STATED EXERCISE: Every line of the listing must be reproduced as it stands. Leave the images behind.

MATERIAL:

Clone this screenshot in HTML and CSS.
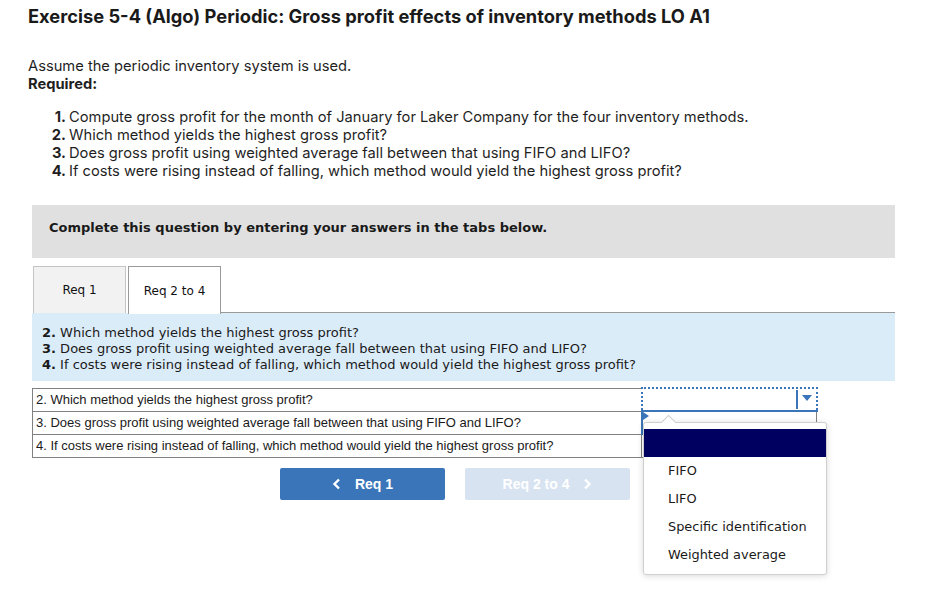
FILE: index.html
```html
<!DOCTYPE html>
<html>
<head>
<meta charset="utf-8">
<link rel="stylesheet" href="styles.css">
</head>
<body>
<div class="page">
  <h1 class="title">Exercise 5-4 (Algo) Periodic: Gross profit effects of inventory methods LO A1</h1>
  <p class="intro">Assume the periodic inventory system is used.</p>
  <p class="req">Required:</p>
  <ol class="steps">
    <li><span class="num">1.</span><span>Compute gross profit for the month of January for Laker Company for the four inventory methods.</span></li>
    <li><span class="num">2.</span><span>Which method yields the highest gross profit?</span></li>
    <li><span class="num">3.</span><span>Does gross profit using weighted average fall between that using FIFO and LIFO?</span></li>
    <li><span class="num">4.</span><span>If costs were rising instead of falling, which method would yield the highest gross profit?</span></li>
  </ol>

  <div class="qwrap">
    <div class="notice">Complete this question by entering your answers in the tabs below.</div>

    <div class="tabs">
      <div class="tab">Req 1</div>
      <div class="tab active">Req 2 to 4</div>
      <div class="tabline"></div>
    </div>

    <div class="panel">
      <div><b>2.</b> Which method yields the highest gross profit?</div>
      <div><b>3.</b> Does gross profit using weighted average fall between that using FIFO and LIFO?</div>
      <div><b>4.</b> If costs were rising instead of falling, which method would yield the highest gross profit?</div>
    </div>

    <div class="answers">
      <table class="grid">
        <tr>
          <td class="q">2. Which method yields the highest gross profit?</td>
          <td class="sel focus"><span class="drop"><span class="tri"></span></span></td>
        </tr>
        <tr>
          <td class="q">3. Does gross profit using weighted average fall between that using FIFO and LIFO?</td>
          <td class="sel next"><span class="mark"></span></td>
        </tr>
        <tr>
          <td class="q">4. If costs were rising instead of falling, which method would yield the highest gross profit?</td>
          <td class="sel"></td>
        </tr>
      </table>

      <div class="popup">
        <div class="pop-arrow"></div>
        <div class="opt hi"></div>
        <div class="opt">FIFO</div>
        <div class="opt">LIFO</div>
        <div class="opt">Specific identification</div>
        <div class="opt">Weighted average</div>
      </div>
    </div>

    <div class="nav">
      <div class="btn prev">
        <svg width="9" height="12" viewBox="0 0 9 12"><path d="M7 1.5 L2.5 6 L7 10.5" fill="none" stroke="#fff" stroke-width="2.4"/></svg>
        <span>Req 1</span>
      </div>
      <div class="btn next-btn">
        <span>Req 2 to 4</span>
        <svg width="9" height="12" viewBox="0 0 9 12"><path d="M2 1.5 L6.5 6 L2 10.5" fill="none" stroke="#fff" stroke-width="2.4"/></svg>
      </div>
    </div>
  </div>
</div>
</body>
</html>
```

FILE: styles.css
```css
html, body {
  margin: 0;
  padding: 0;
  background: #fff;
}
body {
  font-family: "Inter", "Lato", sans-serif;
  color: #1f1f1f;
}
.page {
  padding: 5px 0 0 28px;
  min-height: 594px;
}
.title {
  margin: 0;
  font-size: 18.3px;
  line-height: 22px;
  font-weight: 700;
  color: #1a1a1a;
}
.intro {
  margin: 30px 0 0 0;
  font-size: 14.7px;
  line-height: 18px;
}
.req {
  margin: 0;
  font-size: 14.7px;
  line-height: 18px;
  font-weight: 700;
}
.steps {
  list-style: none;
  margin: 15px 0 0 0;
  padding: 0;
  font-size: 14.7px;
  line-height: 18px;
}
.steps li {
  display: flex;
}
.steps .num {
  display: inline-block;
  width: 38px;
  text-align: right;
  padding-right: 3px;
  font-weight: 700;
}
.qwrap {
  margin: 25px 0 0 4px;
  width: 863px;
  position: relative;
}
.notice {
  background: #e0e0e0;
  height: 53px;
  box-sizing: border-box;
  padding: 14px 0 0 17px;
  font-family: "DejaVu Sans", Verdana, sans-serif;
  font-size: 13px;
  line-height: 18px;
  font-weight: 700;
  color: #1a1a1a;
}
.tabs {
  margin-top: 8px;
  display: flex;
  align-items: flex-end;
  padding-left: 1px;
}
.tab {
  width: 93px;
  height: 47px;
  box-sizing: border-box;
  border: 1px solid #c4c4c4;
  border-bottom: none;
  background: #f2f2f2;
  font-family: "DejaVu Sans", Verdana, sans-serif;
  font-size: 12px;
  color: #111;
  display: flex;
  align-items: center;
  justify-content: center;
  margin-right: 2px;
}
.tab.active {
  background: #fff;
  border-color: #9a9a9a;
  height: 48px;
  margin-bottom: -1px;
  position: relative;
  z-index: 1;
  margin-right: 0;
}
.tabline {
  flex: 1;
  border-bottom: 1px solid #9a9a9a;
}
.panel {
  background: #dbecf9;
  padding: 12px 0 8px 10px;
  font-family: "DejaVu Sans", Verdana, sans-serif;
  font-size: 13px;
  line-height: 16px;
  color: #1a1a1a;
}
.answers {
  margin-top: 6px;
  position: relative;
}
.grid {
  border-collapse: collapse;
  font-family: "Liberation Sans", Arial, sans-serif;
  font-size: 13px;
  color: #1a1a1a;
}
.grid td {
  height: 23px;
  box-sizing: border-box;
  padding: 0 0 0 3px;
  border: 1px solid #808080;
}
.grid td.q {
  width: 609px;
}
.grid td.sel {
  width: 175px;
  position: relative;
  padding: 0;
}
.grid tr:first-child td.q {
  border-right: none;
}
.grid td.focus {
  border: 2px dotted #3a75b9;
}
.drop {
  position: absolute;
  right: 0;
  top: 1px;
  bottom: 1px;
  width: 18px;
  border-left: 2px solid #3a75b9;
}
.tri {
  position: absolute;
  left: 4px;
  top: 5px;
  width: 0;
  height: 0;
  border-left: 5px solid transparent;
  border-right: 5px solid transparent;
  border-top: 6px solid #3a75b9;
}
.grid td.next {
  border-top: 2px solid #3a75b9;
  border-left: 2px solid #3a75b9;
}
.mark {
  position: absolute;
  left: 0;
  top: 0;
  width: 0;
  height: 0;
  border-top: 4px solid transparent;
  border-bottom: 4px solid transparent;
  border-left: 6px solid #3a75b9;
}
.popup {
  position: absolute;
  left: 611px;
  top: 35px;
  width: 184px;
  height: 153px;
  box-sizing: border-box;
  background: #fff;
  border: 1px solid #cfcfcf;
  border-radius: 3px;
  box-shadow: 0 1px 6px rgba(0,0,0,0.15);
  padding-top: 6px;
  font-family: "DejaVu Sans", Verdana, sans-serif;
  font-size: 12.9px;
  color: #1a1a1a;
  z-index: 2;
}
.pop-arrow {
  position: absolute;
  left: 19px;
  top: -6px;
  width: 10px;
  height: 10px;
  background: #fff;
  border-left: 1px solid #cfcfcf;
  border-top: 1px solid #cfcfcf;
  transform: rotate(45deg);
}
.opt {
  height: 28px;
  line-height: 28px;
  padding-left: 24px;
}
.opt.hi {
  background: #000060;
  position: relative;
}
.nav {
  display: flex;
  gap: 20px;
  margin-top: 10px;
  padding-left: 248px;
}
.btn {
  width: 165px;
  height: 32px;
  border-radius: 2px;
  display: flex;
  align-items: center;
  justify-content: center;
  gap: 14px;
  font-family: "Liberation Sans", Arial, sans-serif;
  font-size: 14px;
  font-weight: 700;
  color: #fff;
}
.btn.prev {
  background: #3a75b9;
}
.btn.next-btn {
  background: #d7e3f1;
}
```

ANSWER TO THE PROBLEM:
Clone this screenshot in HTML and CSS.
FILE: index.html
```html
<!DOCTYPE html>
<html>
<head>
<meta charset="utf-8">
<link rel="stylesheet" href="styles.css">
</head>
<body>
<div class="page">
  <h1 class="title">Exercise 5-4 (Algo) Periodic: Gross profit effects of inventory methods LO A1</h1>
  <p class="intro">Assume the periodic inventory system is used.</p>
  <p class="req">Required:</p>
  <ol class="steps">
    <li><span class="num">1.</span><span>Compute gross profit for the month of January for Laker Company for the four inventory methods.</span></li>
    <li><span class="num">2.</span><span>Which method yields the highest gross profit?</span></li>
    <li><span class="num">3.</span><span>Does gross profit using weighted average fall between that using FIFO and LIFO?</span></li>
    <li><span class="num">4.</span><span>If costs were rising instead of falling, which method would yield the highest gross profit?</span></li>
  </ol>

  <div class="qwrap">
    <div class="notice">Complete this question by entering your answers in the tabs below.</div>

    <div class="tabs">
      <div class="tab">Req 1</div>
      <div class="tab active">Req 2 to 4</div>
      <div class="tabline"></div>
    </div>

    <div class="panel">
      <div><b>2.</b> Which method yields the highest gross profit?</div>
      <div><b>3.</b> Does gross profit using weighted average fall between that using FIFO and LIFO?</div>
      <div><b>4.</b> If costs were rising instead of falling, which method would yield the highest gross profit?</div>
    </div>

    <div class="answers">
      <table class="grid">
        <tr>
          <td class="q">2. Which method yields the highest gross profit?</td>
          <td class="sel focus"><span class="drop"><span class="tri"></span></span></td>
        </tr>
        <tr>
          <td class="q">3. Does gross profit using weighted average fall between that using FIFO and LIFO?</td>
          <td class="sel next"><span class="mark"></span></td>
        </tr>
        <tr>
          <td class="q">4. If costs were rising instead of falling, which method would yield the highest gross profit?</td>
          <td class="sel"></td>
        </tr>
      </table>

      <div class="popup">
        <div class="pop-arrow"></div>
        <div class="opt hi"></div>
        <div class="opt">FIFO</div>
        <div class="opt">LIFO</div>
        <div class="opt">Specific identification</div>
        <div class="opt">Weighted average</div>
      </div>
    </div>

    <div class="nav">
      <div class="btn prev">
        <svg width="9" height="12" viewBox="0 0 9 12"><path d="M7 1.5 L2.5 6 L7 10.5" fill="none" stroke="#fff" stroke-width="2.4"/></svg>
        <span>Req 1</span>
      </div>
      <div class="btn next-btn">
        <span>Req 2 to 4</span>
        <svg width="9" height="12" viewBox="0 0 9 12"><path d="M2 1.5 L6.5 6 L2 10.5" fill="none" stroke="#fff" stroke-width="2.4"/></svg>
      </div>
    </div>
  </div>
</div>
</body>
</html>
```

FILE: styles.css
```css
html, body {
  margin: 0;
  padding: 0;
  background: #fff;
}
body {
  font-family: "Inter", "Lato", sans-serif;
  color: #1f1f1f;
}
.page {
  padding: 5px 0 0 28px;
  min-height: 594px;
}
.title {
  margin: 0;
  font-size: 18.3px;
  line-height: 22px;
  font-weight: 700;
  color: #1a1a1a;
}
.intro {
  margin: 30px 0 0 0;
  font-size: 14.7px;
  line-height: 18px;
}
.req {
  margin: 0;
  font-size: 14.7px;
  line-height: 18px;
  font-weight: 700;
}
.steps {
  list-style: none;
  margin: 15px 0 0 0;
  padding: 0;
  font-size: 14.7px;
  line-height: 18px;
}
.steps li {
  display: flex;
}
.steps .num {
  display: inline-block;
  width: 38px;
  text-align: right;
  padding-right: 3px;
  font-weight: 700;
}
.qwrap {
  margin: 25px 0 0 4px;
  width: 863px;
  position: relative;
}
.notice {
  background: #e0e0e0;
  height: 53px;
  box-sizing: border-box;
  padding: 14px 0 0 17px;
  font-family: "DejaVu Sans", Verdana, sans-serif;
  font-size: 13px;
  line-height: 18px;
  font-weight: 700;
  color: #1a1a1a;
}
.tabs {
  margin-top: 8px;
  display: flex;
  align-items: flex-end;
  padding-left: 1px;
}
.tab {
  width: 93px;
  height: 47px;
  box-sizing: border-box;
  border: 1px solid #c4c4c4;
  border-bottom: none;
  background: #f2f2f2;
  font-family: "DejaVu Sans", Verdana, sans-serif;
  font-size: 12px;
  color: #111;
  display: flex;
  align-items: center;
  justify-content: center;
  margin-right: 2px;
}
.tab.active {
  background: #fff;
  border-color: #9a9a9a;
  height: 48px;
  margin-bottom: -1px;
  position: relative;
  z-index: 1;
  margin-right: 0;
}
.tabline {
  flex: 1;
  border-bottom: 1px solid #9a9a9a;
}
.panel {
  background: #dbecf9;
  padding: 12px 0 8px 10px;
  font-family: "DejaVu Sans", Verdana, sans-serif;
  font-size: 13px;
  line-height: 16px;
  color: #1a1a1a;
}
.answers {
  margin-top: 6px;
  position: relative;
}
.grid {
  border-collapse: collapse;
  font-family: "Liberation Sans", Arial, sans-serif;
  font-size: 13px;
  color: #1a1a1a;
}
.grid td {
  height: 23px;
  box-sizing: border-box;
  padding: 0 0 0 3px;
  border: 1px solid #808080;
}
.grid td.q {
  width: 609px;
}
.grid td.sel {
  width: 175px;
  position: relative;
  padding: 0;
}
.grid tr:first-child td.q {
  border-right: none;
}
.grid td.focus {
  border: 2px dotted #3a75b9;
}
.drop {
  position: absolute;
  right: 0;
  top: 1px;
  bottom: 1px;
  width: 18px;
  border-left: 2px solid #3a75b9;
}
.tri {
  position: absolute;
  left: 4px;
  top: 5px;
  width: 0;
  height: 0;
  border-left: 5px solid transparent;
  border-right: 5px solid transparent;
  border-top: 6px solid #3a75b9;
}
.grid td.next {
  border-top: 2px solid #3a75b9;
  border-left: 2px solid #3a75b9;
}
.mark {
  position: absolute;
  left: 0;
  top: 0;
  width: 0;
  height: 0;
  border-top: 4px solid transparent;
  border-bottom: 4px solid transparent;
  border-left: 6px solid #3a75b9;
}
.popup {
  position: absolute;
  left: 611px;
  top: 35px;
  width: 184px;
  height: 153px;
  box-sizing: border-box;
  background: #fff;
  border: 1px solid #cfcfcf;
  border-radius: 3px;
  box-shadow: 0 1px 6px rgba(0,0,0,0.15);
  padding-top: 6px;
  font-family: "DejaVu Sans", Verdana, sans-serif;
  font-size: 12.9px;
  color: #1a1a1a;
  z-index: 2;
}
.pop-arrow {
  position: absolute;
  left: 19px;
  top: -6px;
  width: 10px;
  height: 10px;
  background: #fff;
  border-left: 1px solid #cfcfcf;
  border-top: 1px solid #cfcfcf;
  transform: rotate(45deg);
}
.opt {
  height: 28px;
  line-height: 28px;
  padding-left: 24px;
}
.opt.hi {
  background: #000060;
  position: relative;
}
.nav {
  display: flex;
  gap: 20px;
  margin-top: 10px;
  padding-left: 248px;
}
.btn {
  width: 165px;
  height: 32px;
  border-radius: 2px;
  display: flex;
  align-items: center;
  justify-content: center;
  gap: 14px;
  font-family: "Liberation Sans", Arial, sans-serif;
  font-size: 14px;
  font-weight: 700;
  color: #fff;
}
.btn.prev {
  background: #3a75b9;
}
.btn.next-btn {
  background: #d7e3f1;
}
```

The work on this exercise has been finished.